## Your task
State the number of lines that hold the string "page", with nothing added.
....................
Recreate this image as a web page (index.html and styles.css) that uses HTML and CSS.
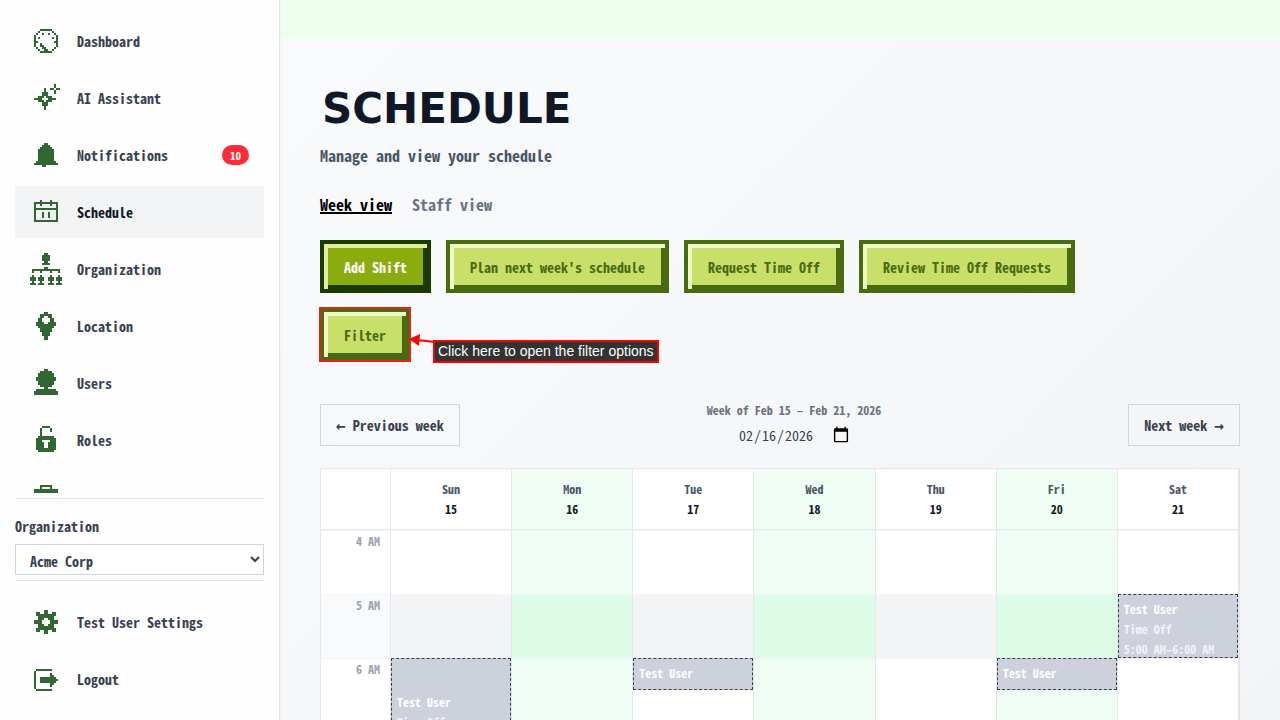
FILE: index.html
```html
<!DOCTYPE html>
<html lang="en">
<head>
<meta charset="utf-8">
<title>Schedule</title>
<link rel="stylesheet" href="styles.css">
</head>
<body>
<aside class="sidebar">
  <nav class="nav nav-main">
    <a class="item" href="#"><svg class="icon" viewBox="0 -.5 16 16"><path d="M5 2h6M4 3h1M11 3h1M3 4h1M12 4h1M6 4h1M9 4h1M2 5h1M13 5h1M2 6h1M13 6h1M4 6h1M11 6h1M2 7h1M13 7h1M2 8h2M12 8h2M2 9h1M13 9h1M5 9h1M2 10h1M13 10h1M5 10h2M3 11h1M12 11h1M6 11h2M4 12h1M11 12h1M7 12h2M5 13h6"/></svg><span>Dashboard</span></a>
    <a class="item" href="#"><svg class="icon" viewBox="0 -.5 16 16"><path d="M12 1h1M12 2h1M10 3h2M13 3h2M12 4h1M12 5h1M7 3h1M7 4h1M6 5h3M6 6h3M4 7h3M8 7h3M2 8h4M9 8h4M4 9h3M8 9h3M6 10h3M6 11h3M7 12h1M7 13h1"/></svg><span>AI Assistant</span></a>
    <a class="item" href="#"><svg class="icon" viewBox="0 -.5 16 16"><path d="M7 2h2M6 3h4M5 4h6M4 5h8M4 6h8M4 7h8M4 8h8M4 9h8M4 10h8M3 11h10M2 12h12M6 13h2"/></svg><span>Notifications</span><span class="badge">10</span></a>
    <a class="item active" href="#" aria-current="page"><svg class="icon" viewBox="0 -.5 16 16"><path d="M5 2h1M10 2h1M2 3h12M2 4h1M5 4h1M10 4h1M13 4h1M2 5h1M13 5h1M2 6h12M2 7h1M13 7h1M2 8h1M6 8h1M9 8h1M13 8h1M2 9h1M6 9h1M9 9h1M13 9h1M2 10h1M6 10h1M9 10h1M13 10h1M2 11h1M13 11h1M2 12h12"/></svg><span>Schedule</span></a>
    <a class="item" href="#"><svg class="icon" viewBox="0 -.5 16 16"><path d="M7 0h2M6 1h4M6 2h4M6 3h4M7 4h2M6 5h4M7 7h2M1 8h14M1 9h1M5 9h1M10 9h1M14 9h1M1 11h1M5 11h1M10 11h1M14 11h1M0 12h3M4 12h3M9 12h3M13 12h3M0 13h3M4 13h3M9 13h3M13 13h3M1 14h1M5 14h1M10 14h1M14 14h1M0 15h3M4 15h3M9 15h3M13 15h3"/></svg><span>Organization</span></a>
    <a class="item" href="#"><svg class="icon" viewBox="0 -.5 16 16"><path d="M7 1h2M5 2h6M5 3h2M9 3h2M4 4h2M10 4h2M4 5h2M10 5h2M3 6h4M9 6h4M3 7h10M4 8h8M5 9h6M5 10h6M6 11h4M6 12h4M7 13h2M7 14h2"/></svg><span>Location</span></a>
    <a class="item" href="#"><svg class="icon" viewBox="0 -.5 16 16"><path d="M7 1h2M5 2h6M4 3h8M4 4h8M3 5h10M3 6h10M4 7h8M4 8h8M5 9h6M7 10h2M3 11h10M2 12h12M2 13h12"/></svg><span>Users</span></a>
    <a class="item" href="#"><svg class="icon" viewBox="0 -.5 16 16"><path d="M6 1h4M5 2h1M10 2h1M5 3h1M10 3h1M5 4h1M5 5h1M4 6h8M3 7h10M3 8h3M10 8h3M3 9h4M9 9h4M3 10h4M9 10h4M3 11h4M9 11h4M3 12h10M4 13h8"/></svg><span>Roles</span></a>
    <a class="item" href="#" aria-label="Work"><svg class="icon" viewBox="0 -.5 16 16"><path d="M5 2h6M5 3h1M10 3h1M2 4h12M2 5h12M2 6h12M2 7h12M2 9h12M2 10h12M2 11h12M2 12h12"/></svg></a>
  </nav>
  <div class="org">
    <label for="org">Organization</label>
    <select id="org" class="select"><option>Acme Corp</option></select>
  </div>
  <nav class="nav nav-foot">
    <a class="item" href="#"><svg class="icon" viewBox="0 -.5 16 16"><path d="M7 2h2M3 3h2M7 3h2M11 3h2M3 4h10M4 5h8M4 6h3M9 6h3M2 7h4M10 7h4M2 8h4M10 8h4M4 9h3M9 9h3M4 10h8M3 11h10M3 12h2M7 12h2M11 12h2M7 13h2"/></svg><span>Test User Settings</span></a>
    <a class="item" href="#"><svg class="icon" viewBox="0 -.5 16 16"><path d="M3 3h8M2 4h1M2 5h1M10 5h1M2 6h1M10 6h2M2 7h1M5 7h8M2 8h1M5 8h9M2 9h1M5 9h8M2 10h1M10 10h2M2 11h1M10 11h1M2 12h1M3 13h8"/></svg><span>Logout</span></a>
  </nav>
</aside>
<main class="main">
  <div class="topbar"></div>
  <div class="content">
    <h1 class="title">SCHEDULE</h1>
    <p class="subtitle">Manage and view your schedule</p>
    <div class="tabs">
      <a class="tab selected" href="#">Week view</a>
      <a class="tab" href="#">Staff view</a>
    </div>
    <div class="actions">
      <button class="btn primary">Add Shift</button>
      <button class="btn">Plan next week's schedule</button>
      <button class="btn">Request Time Off</button>
      <button class="btn">Review Time Off Requests</button>
      <div class="hint-anchor">
        <button class="btn highlighted">Filter</button>
        <svg class="hint-arrow" viewBox="0 0 26 16"><path class="shaft" d="M8 6L26 8"/><path class="head" d="M0 5L11 0L10 12z"/></svg>
        <div class="hint" role="tooltip">Click here to open the filter options</div>
      </div>
    </div>
    <div class="weekbar">
      <button class="week-btn"><span class="arrow">←</span> Previous week</button>
      <div class="week-mid">
        <label class="week-label" for="date">Week of Feb 15 – Feb 21, 2026</label>
        <input class="date" id="date" type="date" value="2026-02-16">
      </div>
      <button class="week-btn">Next week <span class="arrow">→</span></button>
    </div>
    <table class="calendar">
      <thead>
        <tr><th class="hour"></th><th>Sun<b>15</b></th><th class="alt">Mon<b>16</b></th><th>Tue<b>17</b></th><th class="alt">Wed<b>18</b></th><th>Thu<b>19</b></th><th class="alt">Fri<b>20</b></th><th>Sat<b>21</b></th></tr>
      </thead>
      <tbody>
        <tr><th class="hour" scope="row">4 AM</th><td></td><td class="alt"></td><td></td><td class="alt"></td><td></td><td class="alt"></td><td></td></tr>
        <tr class="shaded"><th class="hour" scope="row">5 AM</th><td></td><td class="alt"></td><td></td><td class="alt"></td><td></td><td class="alt"></td>
          <td><div class="event one-hour"><b>Test User</b><span>Time Off</span><span>5:00 AM–6:00 AM</span></div></td></tr>
        <tr><th class="hour" scope="row">6 AM</th>
          <td><div class="event long"><b>Test User</b><span>Time Off</span></div></td>
          <td class="alt"></td>
          <td><div class="event half-hour"><b>Test User</b></div></td>
          <td class="alt"></td><td></td>
          <td class="alt"><div class="event half-hour"><b>Test User</b></div></td>
          <td></td></tr>
      </tbody>
    </table>
  </div>
</main>
</body>
</html>
```
FILE: styles.css
```css
* { box-sizing: border-box; }
body {
  display: flex;
  height: 100vh;
  margin: 0;
  overflow: hidden;
  color: #374151;
  font: bold 14px/20px "Noto Sans Mono CJK SC", "Liberation Mono", monospace;
}
button, select, input { font: inherit; color: inherit; }
a { color: inherit; text-decoration: none; }

.sidebar {
  display: flex;
  flex-direction: column;
  flex: 0 0 280px;
  padding: 15px;
  background: #fefefe;
  border-right: 1px solid #e5e7eb;
  box-shadow: 1px 0 2px #f0f1f3;
  z-index: 1;
}
.nav { display: flex; flex-direction: column; gap: 5px; }
.nav-main { flex: 1; min-height: 0; overflow: hidden; }
.item {
  display: flex;
  flex: none;
  align-items: center;
  gap: 15px;
  height: 52px;
  padding: 0 15px;
}
.active { background: #f3f4f6; color: #111827; }
.icon { width: 32px; height: 32px; flex: none; }
.icon path { stroke: #326632; stroke-width: 1; fill: none; shape-rendering: crispEdges; }
.item .badge {
  margin-left: auto;
  padding: 0 8px;
  border-radius: 10px;
  background: #fb2c36;
  color: #fff;
  font-size: 11px;
}
.org {
  display: flex;
  flex-direction: column;
  gap: 8px;
  margin-top: 5px;
  padding: 17px 0 5px;
  border: solid #e5e7eb;
  border-width: 1px 0;
}
.select {
  width: 100%;
  height: 31px;
  padding: 2px 10px 0;
  background: #fff;
  border: 1px solid #d1d5dc;
  border-radius: 0;
}
.nav-foot { padding-top: 15px; }

.main {
  flex: 1;
  min-width: 0;
  overflow: hidden;
  background: linear-gradient(135deg, #f9fafc, #f3f4f6);
}
.topbar { height: 40px; background: #edffed; }
.content { padding: 40px; }
.title {
  margin: 0;
  padding-left: 2px;
  color: #101828;
  font: bold 42px/58px "DejaVu Sans", sans-serif;
}
.subtitle { margin: 5px 0 25px; font-size: 16px; line-height: 24px; color: #4a5565; }
.tabs { display: flex; gap: 20px; margin-bottom: 24px; font-size: 16px; line-height: 24px; color: #6a7282; }
.selected { color: #000; text-decoration: underline; text-decoration-thickness: 2px; }

.actions { display: flex; flex-wrap: wrap; gap: 15px; max-width: 820px; }
.btn {
  height: 53px;
  padding: 0 20px;
  border: 4px solid #496b10;
  border-radius: 0;
  background: #c8df6a;
  box-shadow: inset 4px 4px #eff8c8, inset -4px -4px #496b10;
  color: #496b10;
}
.primary {
  border-color: #1a3a00;
  background: #8bac0f;
  box-shadow: inset 4px 4px #e0ee9b, inset -4px -4px #1a3a00;
  color: #fff;
}
.hint-anchor { position: relative; display: flex; }
.highlighted { outline: 2px solid #e8201a; outline-offset: -1px; }
.hint-arrow { position: absolute; left: 89px; top: 26px; width: 26px; height: 16px; }
.shaft { stroke: #f00; stroke-width: 2; }
.head { fill: #f00; }
.hint {
  position: absolute;
  left: 113px;
  top: 32px;
  padding: 0 3px;
  border: 2px solid #f00;
  background: #333;
  color: #fff;
  font: 14px/19px "Liberation Sans", sans-serif;
  white-space: nowrap;
}

.weekbar {
  display: flex;
  justify-content: space-between;
  align-items: center;
  margin: 39px 0 18px;
}
.week-btn {
  height: 42px;
  padding: 0 15px;
  background: transparent;
  border: 1px solid #d1d5dc;
}
.arrow { font: bold 16px/20px "DejaVu Sans Mono", monospace; }
.week-mid { display: flex; flex-direction: column; align-items: center; }
.week-label { font-size: 12px; color: #6a7282; }
.date { height: 30px; padding: 0; border: 0; background: transparent; font-size: 14px; font-weight: 500; }
.date::-webkit-calendar-picker-indicator { width: 18px; height: 18px; margin-left: 4px; padding: 0; }

.calendar {
  width: 100%;
  table-layout: fixed;
  border-collapse: separate;
  border-spacing: 0;
  border: 1px solid #e5e7eb;
  border-right-width: 2px;
  background: #fff;
  font-size: 12px;
}
.calendar th, .calendar td { padding: 0; }
.calendar td, .calendar thead th { border-left: 1px solid #e5e7eb; }
.calendar thead th {
  height: 61px;
  border-bottom: 1px solid #e5e7eb;
  color: #4a5565;
}
.calendar thead b { display: block; color: #101828; }
.calendar tbody th, .calendar td { height: 64px; border-top: 1px solid #f3f4f6; vertical-align: top; }
.calendar .hour { width: 69px; border-left: 0; }
.calendar tbody .hour { padding: 0 10px 0 0; text-align: right; color: #99a1af; }
.calendar .alt { background: #f0fdf4; }
.shaded td { background: #f3f4f6; }
.shaded .hour { background: #f9fafb; }
.calendar .shaded .alt { background: #dcfce7; }
.calendar td { position: relative; }
.event {
  position: absolute;
  inset: -1px 0 auto;
  padding: 4px 5px;
  overflow: hidden;
  border: 1px dashed #374151;
  background: #cdd1db;
  color: #f3f4f6;
  white-space: nowrap;
}
.event b, .event span { display: block; }
.event b { color: #fff; }
.one-hour { height: 64px; }
.half-hour { height: 32px; }
.long { height: 192px; padding-top: 33px; }
```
....................
## Result for this exercise
2